AIM OF THE TASK :: Here are records with pictures in them. Copy all of them exactly and leave the pictures out.

EXTRACTED INFORMATION ::

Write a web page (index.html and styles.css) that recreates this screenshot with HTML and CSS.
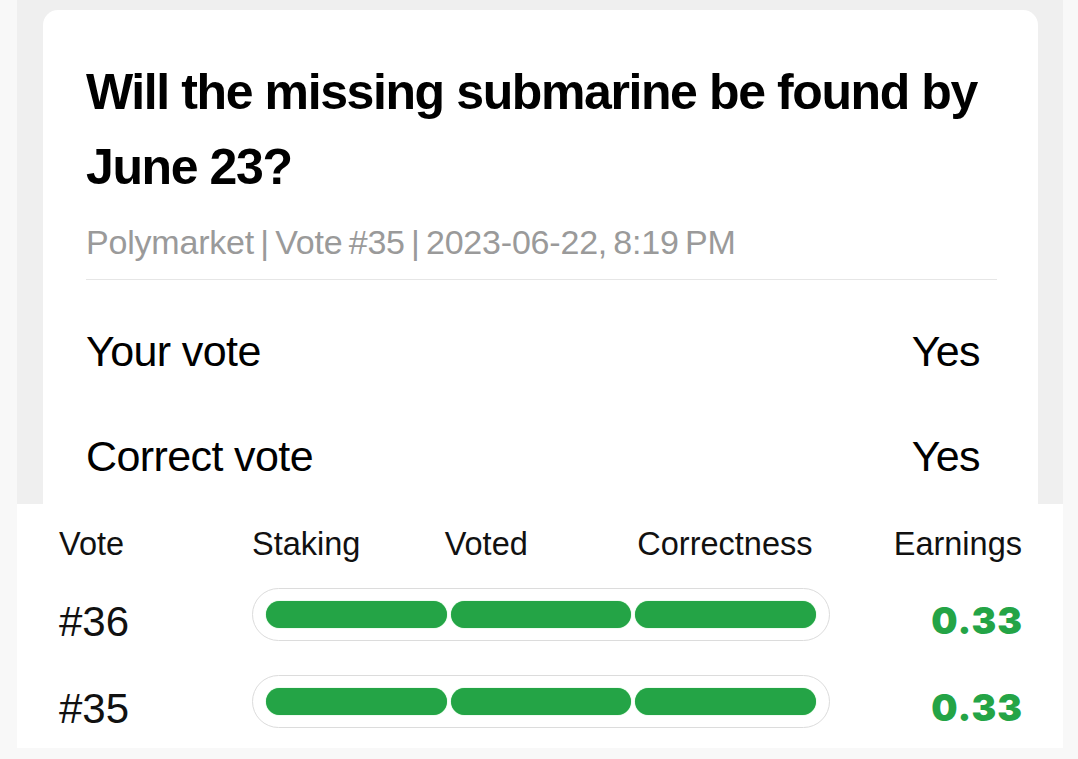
FILE: index.html
```html
<!DOCTYPE html>
<html lang="en">
<head>
<meta charset="utf-8">
<title>Vote result</title>
<link rel="stylesheet" href="styles.css">
</head>
<body>
<section class="top">
  <div class="card">
    <h1 class="title">Will the missing submarine be found by June 23?</h1>
    <p class="meta">Polymarket | Vote #35 | 2023-06-22, 8:19 PM</p>
    <div class="divider"></div>
    <div class="rows">
      <div class="row"><span>Your vote</span><span>Yes</span></div>
      <div class="row"><span>Correct vote</span><span>Yes</span></div>
    </div>
  </div>
</section>
<section class="history">
  <div class="hrow head">
    <div>Vote</div>
    <div class="labels"><span>Staking</span><span>Voted</span><span>Correctness</span></div>
    <div class="earn-h">Earnings</div>
  </div>
  <div class="hrow item">
    <div class="num">#36</div>
    <div class="pill"><i></i><i></i><i></i></div>
    <div class="earn">0.33</div>
  </div>
  <div class="hrow item">
    <div class="num">#35</div>
    <div class="pill"><i></i><i></i><i></i></div>
    <div class="earn">0.33</div>
  </div>
</section>
</body>
</html>
```
FILE: styles.css
```css
html, body {
  margin: 0;
  padding: 0;
}
body {
  background: #f8f8f8;
  width: 1078px;
  height: 759px;
  overflow: hidden;
  font-family: "Liberation Sans", Arial, sans-serif;
  color: #000;
}
.top {
  margin-left: 17px;
  width: 1046px;
  height: 504px;
  box-sizing: border-box;
  padding: 10px 25px 0 26px;
  background: #efefef;
  overflow: hidden;
}
.card {
  height: 100%;
  box-sizing: border-box;
  background: #fff;
  border-radius: 15px 15px 0 0;
  padding: 45px 41px 0 43px;
}
.title {
  margin: 0;
  font-size: 50px;
  line-height: 75px;
  font-weight: 700;
  letter-spacing: -1.4px;
}
.meta {
  margin: 17px 0 0;
  font-size: 34px;
  line-height: 40px;
  color: #9a9a9a;
  letter-spacing: -0.2px;
  word-spacing: -3px;
}
.divider {
  margin-top: 17px;
  height: 1px;
  background: #e6e6e6;
}
.rows {
  padding: 19px 17px 0 0;
}
.row {
  display: flex;
  justify-content: space-between;
  font-size: 43px;
  line-height: 105px;
  letter-spacing: -0.6px;
}
.history {
  margin-left: 17px;
  width: 1046px;
  box-sizing: border-box;
  background: #fff;
  padding: 20px 41px 13px 42px;
}
.hrow {
  display: grid;
  grid-template-columns: 193px 578px 1fr;
  align-items: start;
}
.head {
  font-size: 32.5px;
  line-height: 40px;
  color: #111;
}
.labels {
  display: grid;
  grid-template-columns: repeat(3, 1fr);
}
.earn-h {
  text-align: right;
}
.item {
  margin-top: 24px;
}
.item + .item {
  margin-top: 27px;
}
.num {
  font-size: 42px;
  line-height: 53px;
  padding-top: 7px;
  color: #111;
}
.pill {
  height: 53px;
  box-sizing: border-box;
  border: 1.5px solid #dcdcdc;
  border-radius: 27px;
  padding: 11.5px 13px;
  display: flex;
  gap: 4px;
}
.pill i {
  flex: 1;
  height: 27px;
  border-radius: 14px;
  background: #24a446;
  box-shadow: 0 0 1px #5ad46e;
}
.earn {
  text-align: right;
  font-family: Inter, "Liberation Sans", sans-serif;
  font-weight: 900;
  font-size: 37px;
  line-height: 53px;
  padding-top: 6px;
  letter-spacing: 1px;
  margin-right: -1px;
  color: #24a446;
}
```
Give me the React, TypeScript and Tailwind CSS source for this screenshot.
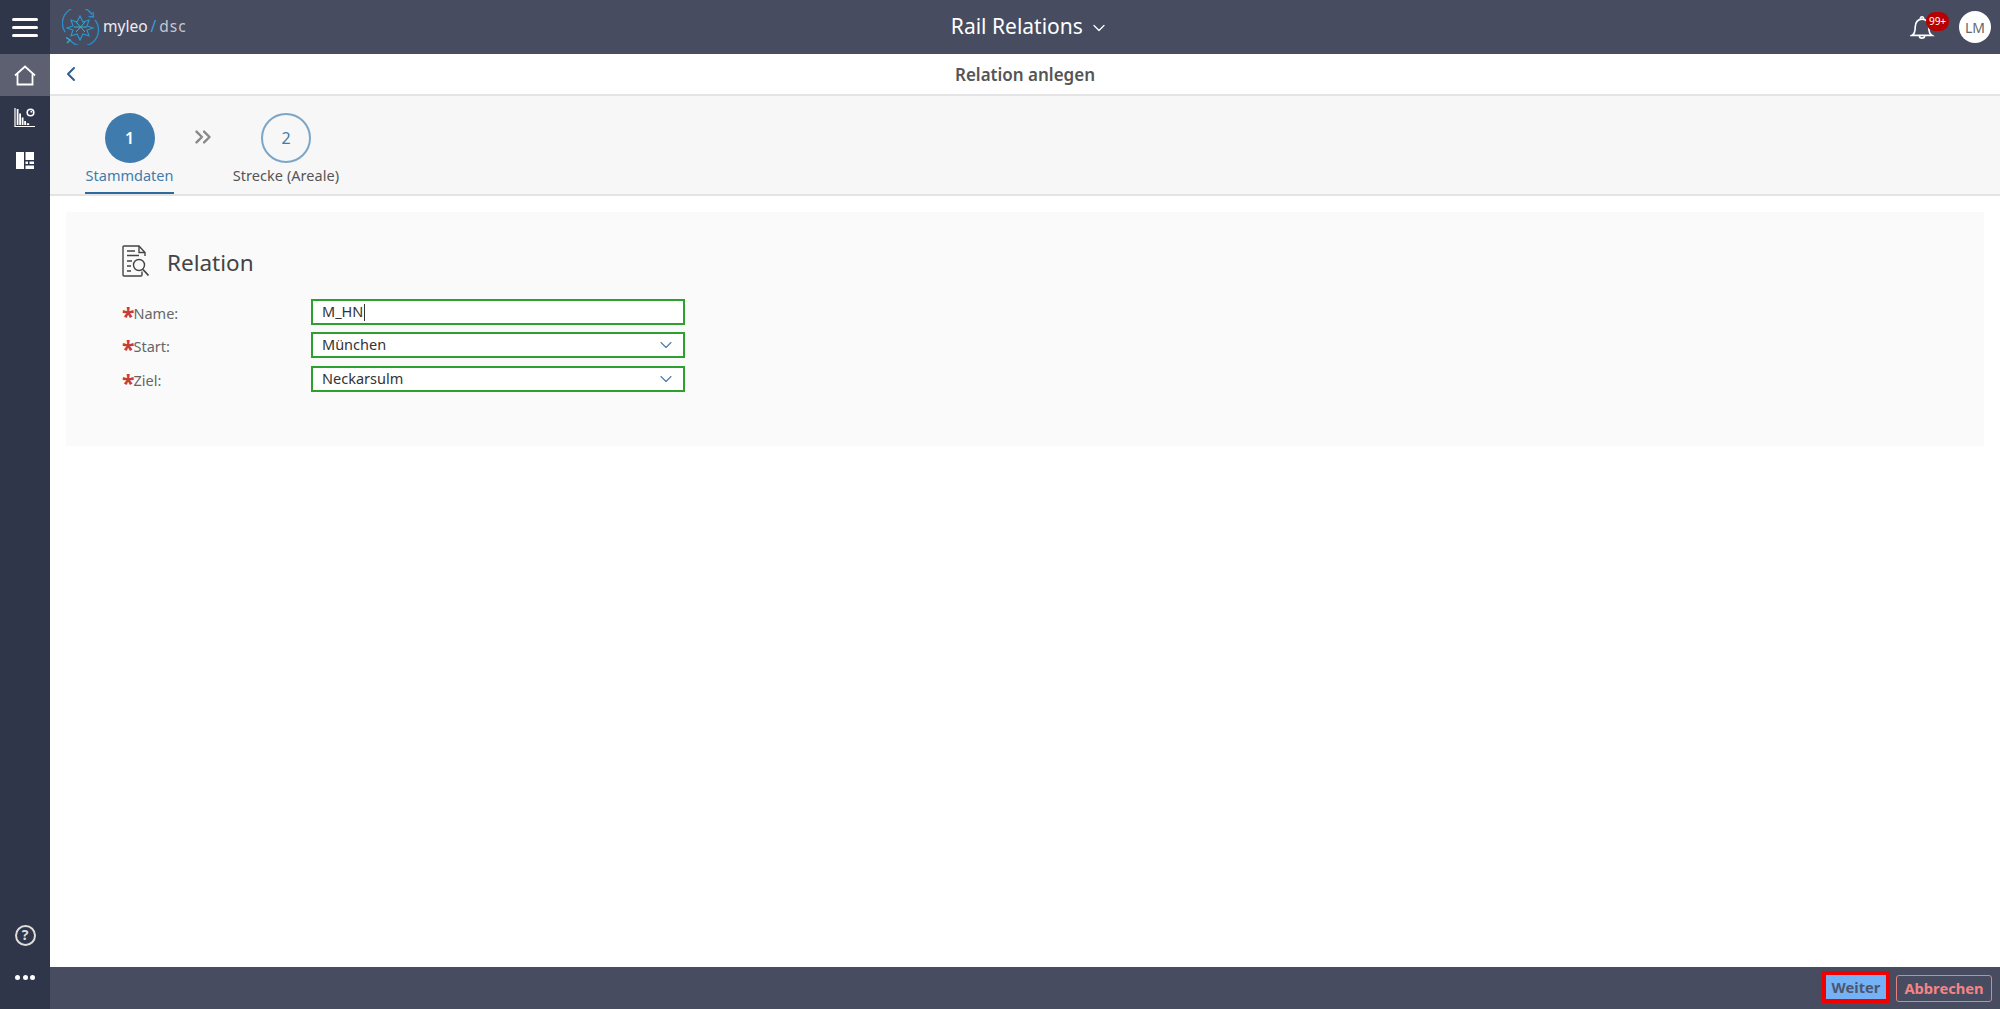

TASK SOLUTION ::
Write a web page (index.html and styles.css) that recreates this screenshot with HTML and CSS.
FILE: index.html
```html
<!DOCTYPE html>
<html lang="en">
<head>
<meta charset="utf-8">
<title>Vote result</title>
<link rel="stylesheet" href="styles.css">
</head>
<body>
<section class="top">
  <div class="card">
    <h1 class="title">Will the missing submarine be found by June 23?</h1>
    <p class="meta">Polymarket | Vote #35 | 2023-06-22, 8:19 PM</p>
    <div class="divider"></div>
    <div class="rows">
      <div class="row"><span>Your vote</span><span>Yes</span></div>
      <div class="row"><span>Correct vote</span><span>Yes</span></div>
    </div>
  </div>
</section>
<section class="history">
  <div class="hrow head">
    <div>Vote</div>
    <div class="labels"><span>Staking</span><span>Voted</span><span>Correctness</span></div>
    <div class="earn-h">Earnings</div>
  </div>
  <div class="hrow item">
    <div class="num">#36</div>
    <div class="pill"><i></i><i></i><i></i></div>
    <div class="earn">0.33</div>
  </div>
  <div class="hrow item">
    <div class="num">#35</div>
    <div class="pill"><i></i><i></i><i></i></div>
    <div class="earn">0.33</div>
  </div>
</section>
</body>
</html>
```
FILE: styles.css
```css
html, body {
  margin: 0;
  padding: 0;
}
body {
  background: #f8f8f8;
  width: 1078px;
  height: 759px;
  overflow: hidden;
  font-family: "Liberation Sans", Arial, sans-serif;
  color: #000;
}
.top {
  margin-left: 17px;
  width: 1046px;
  height: 504px;
  box-sizing: border-box;
  padding: 10px 25px 0 26px;
  background: #efefef;
  overflow: hidden;
}
.card {
  height: 100%;
  box-sizing: border-box;
  background: #fff;
  border-radius: 15px 15px 0 0;
  padding: 45px 41px 0 43px;
}
.title {
  margin: 0;
  font-size: 50px;
  line-height: 75px;
  font-weight: 700;
  letter-spacing: -1.4px;
}
.meta {
  margin: 17px 0 0;
  font-size: 34px;
  line-height: 40px;
  color: #9a9a9a;
  letter-spacing: -0.2px;
  word-spacing: -3px;
}
.divider {
  margin-top: 17px;
  height: 1px;
  background: #e6e6e6;
}
.rows {
  padding: 19px 17px 0 0;
}
.row {
  display: flex;
  justify-content: space-between;
  font-size: 43px;
  line-height: 105px;
  letter-spacing: -0.6px;
}
.history {
  margin-left: 17px;
  width: 1046px;
  box-sizing: border-box;
  background: #fff;
  padding: 20px 41px 13px 42px;
}
.hrow {
  display: grid;
  grid-template-columns: 193px 578px 1fr;
  align-items: start;
}
.head {
  font-size: 32.5px;
  line-height: 40px;
  color: #111;
}
.labels {
  display: grid;
  grid-template-columns: repeat(3, 1fr);
}
.earn-h {
  text-align: right;
}
.item {
  margin-top: 24px;
}
.item + .item {
  margin-top: 27px;
}
.num {
  font-size: 42px;
  line-height: 53px;
  padding-top: 7px;
  color: #111;
}
.pill {
  height: 53px;
  box-sizing: border-box;
  border: 1.5px solid #dcdcdc;
  border-radius: 27px;
  padding: 11.5px 13px;
  display: flex;
  gap: 4px;
}
.pill i {
  flex: 1;
  height: 27px;
  border-radius: 14px;
  background: #24a446;
  box-shadow: 0 0 1px #5ad46e;
}
.earn {
  text-align: right;
  font-family: Inter, "Liberation Sans", sans-serif;
  font-weight: 900;
  font-size: 37px;
  line-height: 53px;
  padding-top: 6px;
  letter-spacing: 1px;
  margin-right: -1px;
  color: #24a446;
}
```
Give me the React, TypeScript and Tailwind CSS source for this screenshot.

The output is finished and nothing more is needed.